Intercettazioni: sul Titano regolate da una norma che ancora non trova applicazione

“Se il presidente della Repubblica non firma siamo fregati; su alcuni punti si può lavorare, una soluzione ancora non c’è, ma sono fiducioso”. Così il leader della Lega Umberto Bossi al termine dell’incontro a Montecitorio con il Presidente della Camera Gianfranco Fini: sul tavolo uno dei tormentoni della cronaca politica di questi giorni: il disegno di legge sulle intercettazioni. Proprio ieri il Premier Berlusconi aveva aperto all’ipotesi di slittamento dei tempi parlamentari; e a questo punto in ambienti della maggioranza non si escludono modifiche di alcuni punti controversi.
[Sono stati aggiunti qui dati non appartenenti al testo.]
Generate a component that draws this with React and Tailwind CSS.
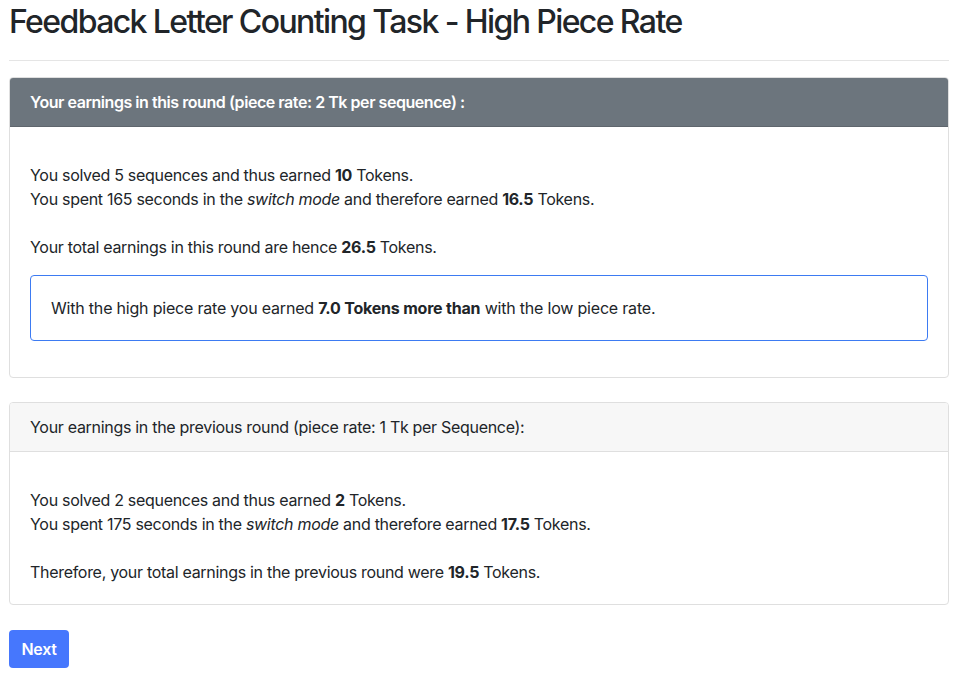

Nel frattempo è guerra di cifre fra il Presidente del Consiglio e la Magistratura. “In Italia vengono ascoltati 7 milioni e mezzo di cittadini”, ha affermato Berlusconi; pronta la replica del presidente dell’ANM Palamara, che ha parlato invece di meno di 40.000 persone intercettate. Quel che è certo è che le utenze telefoniche sotto controllo sono quasi 120.000. Tutt’altra situazione sul Titano dove, per mancanza di apparecchiature e personale specializzato, sostanzialmente non si intercetta. La normativa entrata in vigore il primo gennaio di quest’anno, insomma, non trova ancora applicazione. “Il problema – afferma Ivan Foschi, che da segretario alla giustizia promosse la legge – sono i telefoni cellulari. In Repubblica quasi tutti usano schede di gestori italiani, per cui occorrerebbe procedere per rogatoria: sarebbe necessario un accordo con il Ministero alla Giustizia italiano”. La normativa sammarinese prevede la creazione di un “Giudice per le intercettazioni” e la possibilità di mettere i telefoni sotto controllo per reati punibili con la prigionia non inferiore al III grado.